In der neuen Stellungnahme bestreitet Illbruck die Vorwürfe, die auf Betrug hindeuten. Er räumt aber Fehler in der Kommunikation ein – und wirbt um Verständnis. Er habe in einer „außergewöhnlichen Zeit“, als Preise für Masken sehr hoch waren, Wege gesucht, mit seinen Erfahrungen und Global Tactics etwas Sinnvolles zu tun. So habe er seine Textilproduktion in Europa auf wiederverwertbare Maskenproduktion umgestellt. Weil die Nachfrage aber so groß gewesen sei, habe er nach weiteren Möglichkeiten der Produktion gesucht.
Durch einen Kontakt, der ihm von Fynn Kliemann vermittelt wurde, habe sich eine Möglichkeit ergeben, zusätzliche Masken in Asien produzieren zu lassen. Die Verantwortung für deren Mängel schiebt er Adrian Ahrens zu, auf dessen Wort er vertraut und der ihm zertifizierte Bedingungen und faire Löhne für die Mitarbeitenden vor Ort versprochen habe. Die Idee, fehlerhafte Masken zu spenden, sei ebenfalls von Ahrens
gekommen, schreibt Illbruck. Als Fehler bekannt gewesen sei ihm aber nur ein abweichendes Schnittmuster, das er für unproblematisch gehalten habe. „Ich habe mir vorzuwerfen, diese Darstellung nicht weitergehend hinterfragt zu haben“, heißt es in Illbrucks Stellungnahme. Dadurch habe er die im Raum stehenden Vorwürfe erst verursacht.

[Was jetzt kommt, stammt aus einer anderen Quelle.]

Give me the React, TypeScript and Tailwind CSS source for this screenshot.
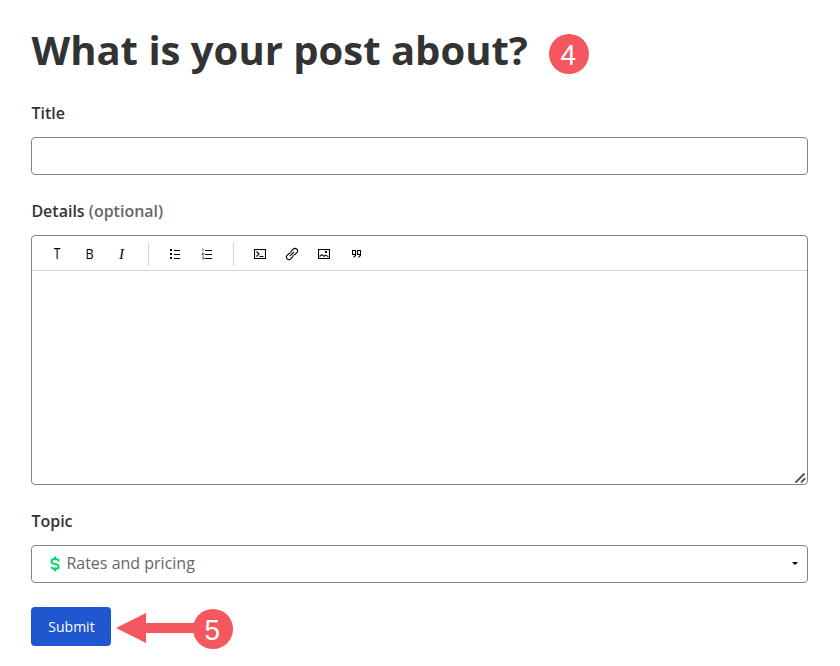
import { useState, type ReactNode } from "react";

function ToolButton({ label, children }: { label: string; children: ReactNode }) {
  return (
    <button type="button" aria-label={label} className="flex h-[34px] w-8 items-center justify-center text-black">
      {children}
    </button>
  );
}

function Badge({ children }: { children: ReactNode }) {
  return (
    <span className="flex size-10 items-center justify-center rounded-full bg-[#f5575f] pt-px pr-[0.6px] font-['Liberation_Sans',sans-serif] text-[30px] leading-10 font-normal text-white">
      <span className="scale-x-93">{children}</span>
    </span>
  );
}

function BulletList() {
  return (
    <svg width="12" height="12" viewBox="0 0 12 12" shapeRendering="crispEdges">
      <path d="M1 1h2v2H1zM1 5h2v2H1zM1 9h2v2H1zM5 2h6v1H5zM5 6h6v1H5zM5 10h6v1H5z" fill="currentColor" />
    </svg>
  );
}

function NumberedList() {
  return (
    <svg width="12" height="12" viewBox="0 0 12 12">
      <path d="M1 1h1v2M1 5h2v1H1v1h2M1 9h2v2H1" fill="none" stroke="#666" />
      <path d="M4 2h7v1H4zM4 6h7v1H4zM4 10h7v1H4z" fill="currentColor" />
    </svg>
  );
}

function CodeBlock() {
  return (
    <svg width="12" height="10" viewBox="0 0 12 10" fill="none" stroke="currentColor" strokeWidth="1.1">
      <rect x="0.5" y="0.5" width="11" height="9" />
      <path d="M2.5 2.5 5 5 2.5 7.5M5.5 7.5h4" />
    </svg>
  );
}

function ChainLink() {
  return (
    <svg width="14" height="14" viewBox="0 0 14 14" fill="none" stroke="currentColor" strokeWidth="1.1">
      <g transform="rotate(-45 7 7)">
        <path d="M6.6 8.6Q6.2 9.5 5 9.5H2.7a2.5 2.5 0 0 1 0-5H5Q6.2 4.5 6.6 5.4M7.4 5.4Q7.8 4.5 9 4.5h2.3a2.5 2.5 0 0 1 0 5H9Q7.8 9.5 7.4 8.6" />
        <path d="M4 7h6" />
      </g>
    </svg>
  );
}

function Picture() {
  return (
    <svg width="12" height="10" viewBox="0 0 12 10" fill="none" stroke="currentColor" strokeWidth="1.1">
      <rect x="0.5" y="0.5" width="11" height="9" />
      <path d="M1.5 7.5 4 5.6l2 1.7 1.7-1.2 2.8 1.8" />
      <path d="M7 2h2v2H7z" fill="currentColor" stroke="none" />
    </svg>
  );
}

function Quote() {
  return (
    <svg width="10" height="8" viewBox="0 0 10 8" fill="none" stroke="currentColor" strokeWidth="1.1">
      <path d="M3.5 4.5h-3v-4h3v5L1.5 7.3M8.5 4.5h-3v-4h3v5L6.5 7.3" />
    </svg>
  );
}

function Divider() {
  return <span className="mr-2.5 ml-2.5 h-6 w-px bg-[#d8d8d8]" />;
}

export default function App() {
  const [title, setTitle] = useState("");
  const [details, setDetails] = useState("");

  return (
    <main className="h-[666px] w-[840px] overflow-hidden bg-white pl-[31px] font-['Open_Sans',sans-serif] text-[#333]">
      {/* Heading */}
      <div className="flex h-[101px] items-start pt-[23px]">
        <h1 className="w-[518px] pl-[0.5px] text-[40px] leading-[54px] font-bold whitespace-nowrap">
          What is your post about?
        </h1>
        <div className="pt-[11px]">
          <Badge>4</Badge>
        </div>
      </div>

      <form className="w-[777px]" onSubmit={(e) => e.preventDefault()}>
        {/* Title */}
        <label htmlFor="title" className="block pl-[0.4px] text-base leading-6 font-semibold">
          Title
        </label>
        <input
          id="title"
          value={title}
          onChange={(e) => setTitle(e.target.value)}
          className="mt-3 block h-[38px] w-full rounded-[4px] border border-[#7b858f] px-4 outline-none"
        />

        {/* Details editor */}
        <label htmlFor="details" className="mt-6 block pl-[0.4px] text-base leading-6 font-semibold">
          Details <span className="text-[#666]">(optional)</span>
        </label>
        <div className="relative mt-3 flex h-[250px] flex-col rounded-[4px] border border-[#7b858f]">
          <div className="flex h-[35px] shrink-0 items-center border-b border-[#d8d8d8] pt-[2px] pl-[9px]">
            <ToolButton label="Paragraph">
              <span className="scale-x-80 pl-px font-['Roboto',sans-serif] text-[14px] leading-4">T</span>
            </ToolButton>
            <ToolButton label="Bold">
              <span className="scale-x-90 pb-px pl-px font-['Open_Sans',sans-serif] text-[14px] leading-4">B</span>
            </ToolButton>
            <ToolButton label="Italic">
              <span className="pl-px font-['Liberation_Serif',serif] text-[15px] leading-4 italic">I</span>
            </ToolButton>
            <span className="w-px" />
            <Divider />
            <ToolButton label="Bulleted list">
              <BulletList />
            </ToolButton>
            <ToolButton label="Numbered list">
              <NumberedList />
            </ToolButton>
            <Divider />
            <ToolButton label="Code block">
              <CodeBlock />
            </ToolButton>
            <ToolButton label="Link">
              <ChainLink />
            </ToolButton>
            <ToolButton label="Image">
              <Picture />
            </ToolButton>
            <ToolButton label="Quote">
              <span className="pl-0.5">
                <Quote />
              </span>
            </ToolButton>
          </div>
          <textarea
            id="details"
            value={details}
            onChange={(e) => setDetails(e.target.value)}
            className="block w-full flex-1 resize-none p-4 outline-none"
          />
          <svg className="absolute right-[1px] bottom-0" width="12" height="12" viewBox="0 0 12 12" fill="none" stroke="#555" strokeWidth="1.8">
            <path d="M1.5 10.5 10.5 1.5M7 10.5 11.3 6.2" />
          </svg>
        </div>

        {/* Topic */}
        <label className="mt-6 block pl-[0.4px] text-base leading-6 font-semibold">Topic</label>
        <button
          type="button"
          className="mt-3 flex h-[38px] w-full items-center rounded-[4px] border border-[#7b858f] pr-[9px] pl-[18px] text-left"
        >
          <svg width="10" height="16" viewBox="0 0 10 16" fill="none" stroke="#0bd46e" strokeWidth="2.1">
            <path d="M5 0.5v3M5 12.5v3M8.5 5.6V4.9Q8.5 3.2 6.8 3.2H3.3Q1.6 3.2 1.6 4.9V6Q1.6 7.2 3 7.5L7 8.5Q8.5 8.9 8.5 10.2V11Q8.5 12.6 6.8 12.6H3.3Q1.6 12.6 1.6 10.8" />
          </svg>
          <span className="ml-[6.4px] flex-1 pb-0.5 text-base leading-6 text-[#666]">Rates and pricing</span>
          <svg width="6" height="3" viewBox="0 0 6 3" className="-mt-px">
            <path d="M0 0h6L3 3z" fill="#000" />
          </svg>
        </button>

        {/* Submit row */}
        <div className="mt-6 flex items-start">
          <button type="submit" className="h-[39px] w-20 rounded-[4px] bg-[#1f57d0] pl-px text-sm text-white">
            Submit
          </button>
          <div className="flex items-center pt-0.5 pl-[5px]">
            <svg width="78" height="30" viewBox="0 0 78 30" fill="#f5575f" className="-mt-[2px]">
              <path d="M0 15 30 0v10h48v10H30v10z" />
            </svg>
            <div className="-ml-px">
              <Badge>5</Badge>
            </div>
          </div>
        </div>
      </form>
    </main>
  );
}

Aus heutiger Sicht müsse er sich klar eingestehen, dass er diesen Schritt ausdrücklich und proaktiv öffentlich hätte kommunizieren müssen. Sein Schweigen bis heute erklärt er damit, dass er sich erst ein genaues Bild habe machen wollen, „um die Sachlage so transparent wie möglich aufzuklären“. Vom Ausmaß der Mängel habe Illbruck erst durch die Anfang Mai veröffentlichten Recherchen des „ZDF Magazin Royale“erfahren. Spendenquittungen für fehlerhafte Masken habe Global Tactics weder erbeten noch erhalten.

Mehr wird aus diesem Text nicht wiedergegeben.